The general manager of The Brecon & Express at the time, Peter Travis, spoke to the owner of Tindle Newspapers, Sir Ray Tindle. Sir Ray had bought the newspaper from Powys Newspapers in the late 1990s.

Sir Ray agreed to buy the printers so it could continue, and Peter, David and Colin were able to carry on running the business from the same location.

Peter said: “Sir Ray has been very good to us over the years, he’s been like our guardian angel.”

David said following his retirement, he is looking forward to going walking with his wife Morag, who he met when he joined the printers as she also worked there in the book-binding department.

He said: “It’s strange to think I won’t be getting up to do work in the morning any more, but we had to finish some time.

“Morag keeps saying she’s looking forward to having me home, and that I can learn the machinery at home as well as the machinery at work, like how to use an iron.”

Meanwhile Peter said he’s looking forward to spending more time in his allotment and seeing more of his grandchildren.
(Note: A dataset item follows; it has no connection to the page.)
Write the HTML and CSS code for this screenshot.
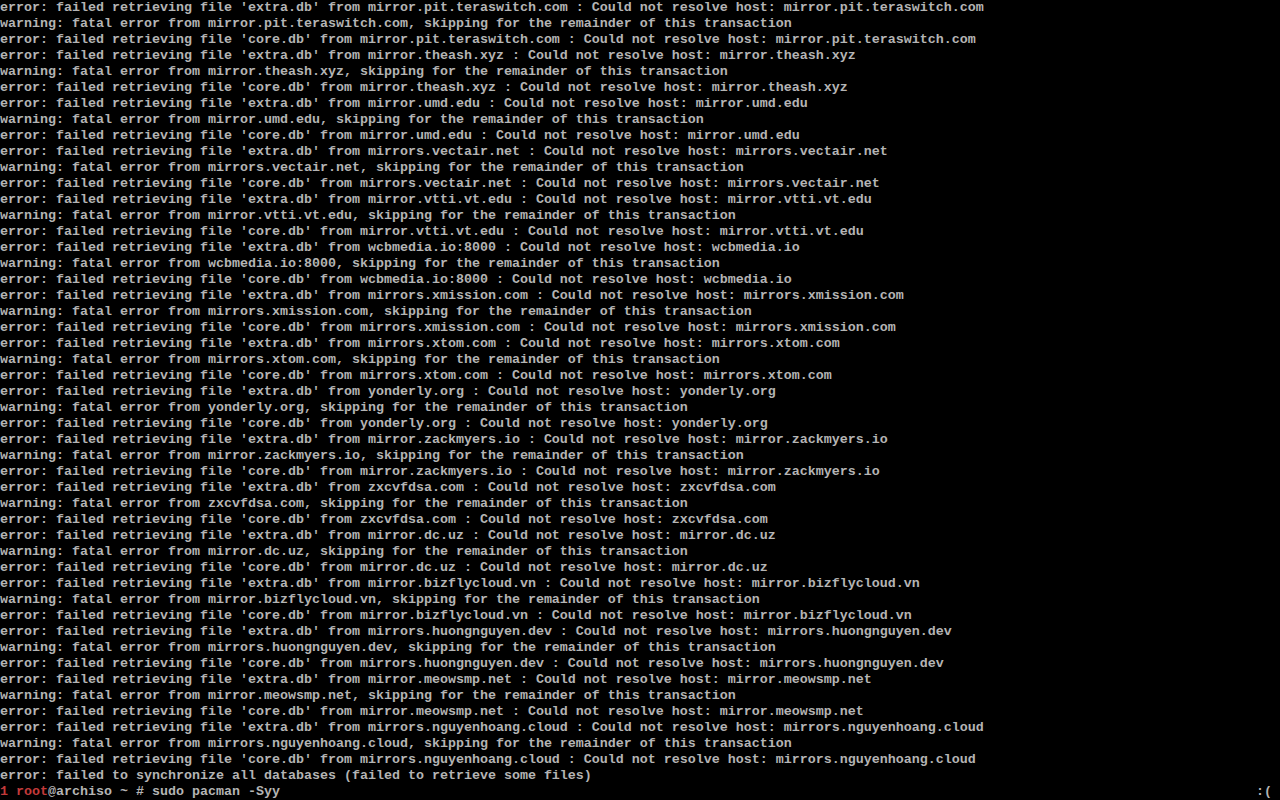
FILE: index.html
```html
<!DOCTYPE html>
<html>
<head>
<meta charset="utf-8">
<link rel="stylesheet" href="styles.css">
</head>
<body>
<div class="console">
<div class="line">error: failed retrieving file 'extra.db' from mirror.pit.teraswitch.com : Could not resolve host: mirror.pit.teraswitch.com</div>
<div class="line">warning: fatal error from mirror.pit.teraswitch.com, skipping for the remainder of this transaction</div>
<div class="line">error: failed retrieving file 'core.db' from mirror.pit.teraswitch.com : Could not resolve host: mirror.pit.teraswitch.com</div>
<div class="line">error: failed retrieving file 'extra.db' from mirror.theash.xyz : Could not resolve host: mirror.theash.xyz</div>
<div class="line">warning: fatal error from mirror.theash.xyz, skipping for the remainder of this transaction</div>
<div class="line">error: failed retrieving file 'core.db' from mirror.theash.xyz : Could not resolve host: mirror.theash.xyz</div>
<div class="line">error: failed retrieving file 'extra.db' from mirror.umd.edu : Could not resolve host: mirror.umd.edu</div>
<div class="line">warning: fatal error from mirror.umd.edu, skipping for the remainder of this transaction</div>
<div class="line">error: failed retrieving file 'core.db' from mirror.umd.edu : Could not resolve host: mirror.umd.edu</div>
<div class="line">error: failed retrieving file 'extra.db' from mirrors.vectair.net : Could not resolve host: mirrors.vectair.net</div>
<div class="line">warning: fatal error from mirrors.vectair.net, skipping for the remainder of this transaction</div>
<div class="line">error: failed retrieving file 'core.db' from mirrors.vectair.net : Could not resolve host: mirrors.vectair.net</div>
<div class="line">error: failed retrieving file 'extra.db' from mirror.vtti.vt.edu : Could not resolve host: mirror.vtti.vt.edu</div>
<div class="line">warning: fatal error from mirror.vtti.vt.edu, skipping for the remainder of this transaction</div>
<div class="line">error: failed retrieving file 'core.db' from mirror.vtti.vt.edu : Could not resolve host: mirror.vtti.vt.edu</div>
<div class="line">error: failed retrieving file 'extra.db' from wcbmedia.io:8000 : Could not resolve host: wcbmedia.io</div>
<div class="line">warning: fatal error from wcbmedia.io:8000, skipping for the remainder of this transaction</div>
<div class="line">error: failed retrieving file 'core.db' from wcbmedia.io:8000 : Could not resolve host: wcbmedia.io</div>
<div class="line">error: failed retrieving file 'extra.db' from mirrors.xmission.com : Could not resolve host: mirrors.xmission.com</div>
<div class="line">warning: fatal error from mirrors.xmission.com, skipping for the remainder of this transaction</div>
<div class="line">error: failed retrieving file 'core.db' from mirrors.xmission.com : Could not resolve host: mirrors.xmission.com</div>
<div class="line">error: failed retrieving file 'extra.db' from mirrors.xtom.com : Could not resolve host: mirrors.xtom.com</div>
<div class="line">warning: fatal error from mirrors.xtom.com, skipping for the remainder of this transaction</div>
<div class="line">error: failed retrieving file 'core.db' from mirrors.xtom.com : Could not resolve host: mirrors.xtom.com</div>
<div class="line">error: failed retrieving file 'extra.db' from yonderly.org : Could not resolve host: yonderly.org</div>
<div class="line">warning: fatal error from yonderly.org, skipping for the remainder of this transaction</div>
<div class="line">error: failed retrieving file 'core.db' from yonderly.org : Could not resolve host: yonderly.org</div>
<div class="line">error: failed retrieving file 'extra.db' from mirror.zackmyers.io : Could not resolve host: mirror.zackmyers.io</div>
<div class="line">warning: fatal error from mirror.zackmyers.io, skipping for the remainder of this transaction</div>
<div class="line">error: failed retrieving file 'core.db' from mirror.zackmyers.io : Could not resolve host: mirror.zackmyers.io</div>
<div class="line">error: failed retrieving file 'extra.db' from zxcvfdsa.com : Could not resolve host: zxcvfdsa.com</div>
<div class="line">warning: fatal error from zxcvfdsa.com, skipping for the remainder of this transaction</div>
<div class="line">error: failed retrieving file 'core.db' from zxcvfdsa.com : Could not resolve host: zxcvfdsa.com</div>
<div class="line">error: failed retrieving file 'extra.db' from mirror.dc.uz : Could not resolve host: mirror.dc.uz</div>
<div class="line">warning: fatal error from mirror.dc.uz, skipping for the remainder of this transaction</div>
<div class="line">error: failed retrieving file 'core.db' from mirror.dc.uz : Could not resolve host: mirror.dc.uz</div>
<div class="line">error: failed retrieving file 'extra.db' from mirror.bizflycloud.vn : Could not resolve host: mirror.bizflycloud.vn</div>
<div class="line">warning: fatal error from mirror.bizflycloud.vn, skipping for the remainder of this transaction</div>
<div class="line">error: failed retrieving file 'core.db' from mirror.bizflycloud.vn : Could not resolve host: mirror.bizflycloud.vn</div>
<div class="line">error: failed retrieving file 'extra.db' from mirrors.huongnguyen.dev : Could not resolve host: mirrors.huongnguyen.dev</div>
<div class="line">warning: fatal error from mirrors.huongnguyen.dev, skipping for the remainder of this transaction</div>
<div class="line">error: failed retrieving file 'core.db' from mirrors.huongnguyen.dev : Could not resolve host: mirrors.huongnguyen.dev</div>
<div class="line">error: failed retrieving file 'extra.db' from mirror.meowsmp.net : Could not resolve host: mirror.meowsmp.net</div>
<div class="line">warning: fatal error from mirror.meowsmp.net, skipping for the remainder of this transaction</div>
<div class="line">error: failed retrieving file 'core.db' from mirror.meowsmp.net : Could not resolve host: mirror.meowsmp.net</div>
<div class="line">error: failed retrieving file 'extra.db' from mirrors.nguyenhoang.cloud : Could not resolve host: mirrors.nguyenhoang.cloud</div>
<div class="line">warning: fatal error from mirrors.nguyenhoang.cloud, skipping for the remainder of this transaction</div>
<div class="line">error: failed retrieving file 'core.db' from mirrors.nguyenhoang.cloud : Could not resolve host: mirrors.nguyenhoang.cloud</div>
<div class="line">error: failed to synchronize all databases (failed to retrieve some files)</div>
<div class="line prompt"><span class="left"><span class="red">1 root</span>@archiso ~ # sudo pacman -Syy</span><span class="right">:(</span></div>
</div>
</body>
</html>
```

FILE: styles.css
```css
html, body {
  margin: 0;
  padding: 0;
  background: #000;
  width: 1280px;
  height: 800px;
  overflow: hidden;
}

.console {
  display: flex;
  flex-direction: column;
  font-family: "Liberation Mono", "DejaVu Sans Mono", monospace;
  font-size: 13.3333px;
  line-height: 16px;
  color: #b4b4b4;
  font-weight: bold;
}

.line {
  height: 16px;
  white-space: pre;
}

.prompt {
  display: flex;
  justify-content: space-between;
  padding-right: 8px;
}

.red {
  color: #c23a3a;
}
```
He said: “I’m looking forward to getting in my allotment, I’m old enough to retire anyway. I’m also looking forward to being able to help with my grandkids.”

The two printers also commented that over the years they’ve seen big changes in both the paper and the town. They said when they started at the printers, Brecon was a very busy and “labour-intense” town, with an electricity board, builders and a slaughter house – most of which offered apprenticeships for 15-year-olds leaving schools.

Since they made their decision to retire, Peter and David said they have been amazed by the reaction. David said: “We’ve had customers almost crying in here when we’ve told them or they’ve seen the notice in the window – they’ve been rushing their work in for us and saying ‘how are we going to manage without you?’ We’ve also had customers bringing presents in for us like chocolate.”

Peter said: “Fair play to them – we’ve had loyal customers, very loyal customers over the years.”